Но почему, по какой-такой причине мы вбили себе в голову эту дурацкую идею, будто всё, что бы он ни говорил, сплошные выдумки? Наверное, потому что он говорил как писал, как писал свои романы, постоянно стараясь вызвать интерес, удержать внимание, покорить, наконец. Он брал слово, будто перо в руку, надолго, и что бы ни говорил, выглядело как первая глава бесконечного романа, обречённого стать популярным.
В этом наше оправдание, наше единственное оправдание.
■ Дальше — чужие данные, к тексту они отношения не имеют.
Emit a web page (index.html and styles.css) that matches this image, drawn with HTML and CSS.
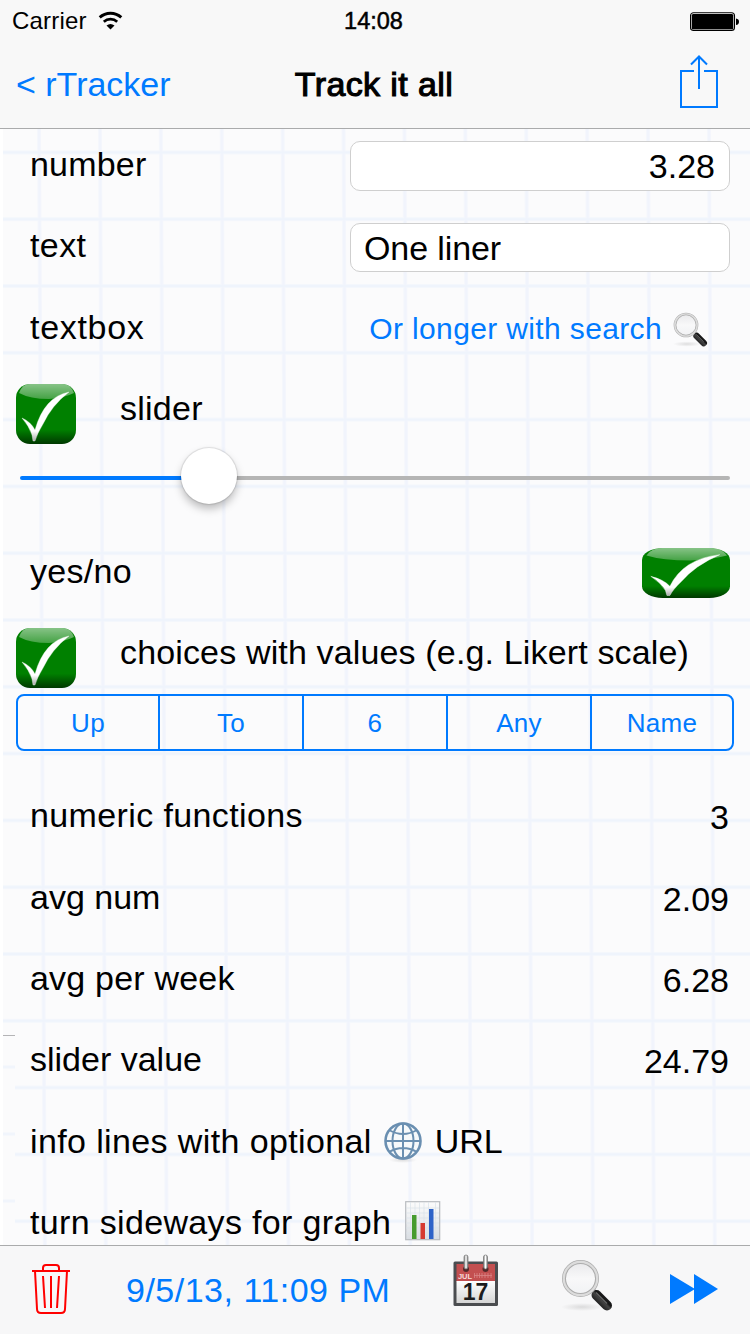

Прожевав за столом очередной кусок, он, бывало, вдруг ни с того ни с сего, без всякой видимой причины, положит нож, да так, будто это не нож, а шпага, и начнёт:
— 18 апреля 1865 года, в мороз, от которого уши щипало, мы прибыли в Пекин...
Могли ли мы не подвергнуть сомнению достоверность истории, которая начиналась такими словами?
Кроме того, этот обаятельный человек, как и большинство писателей, не наделённых особыми литературными талантами, в устной беседе явно грешил чрезмерным почтением к грамматическим изыскам. Он не упускал ни единой возможности щегольнуть перед нами имперфектом сослагательного наклонения. Редко употребляемые в повседневной речи глагольные формы со сложными звучными окончаниями, выражения типа «буде он там», всякие высокопарные обороты с «дабы» и «кабы», которыми он не скупясь уснащал свою речь, придавали его рассказам некий аромат неправдоподобия и в самом деле лишали какой бы то ни было естественности.
Так что с самого раннего детства уверенные, что дед наш выдумывает всё, что бы ни рассказывал, и не говорит ни слова правды, мы в конце концов уже нисколько не сомневались, что его романы писал не он, что у него вовсе не столько наград, как он говорит, что он не дрался одиннадцать раз ни на каких дуэлях, что никакой он не бонапартист и не роялист, что не было у него никакой концессии от французской Индии на Выставке 1900 года и что даже морским офицером-то он тоже не был. Да-да, так оно и было, мы дошли до того, что ставили под сомнение всё, что касалось нашего деда.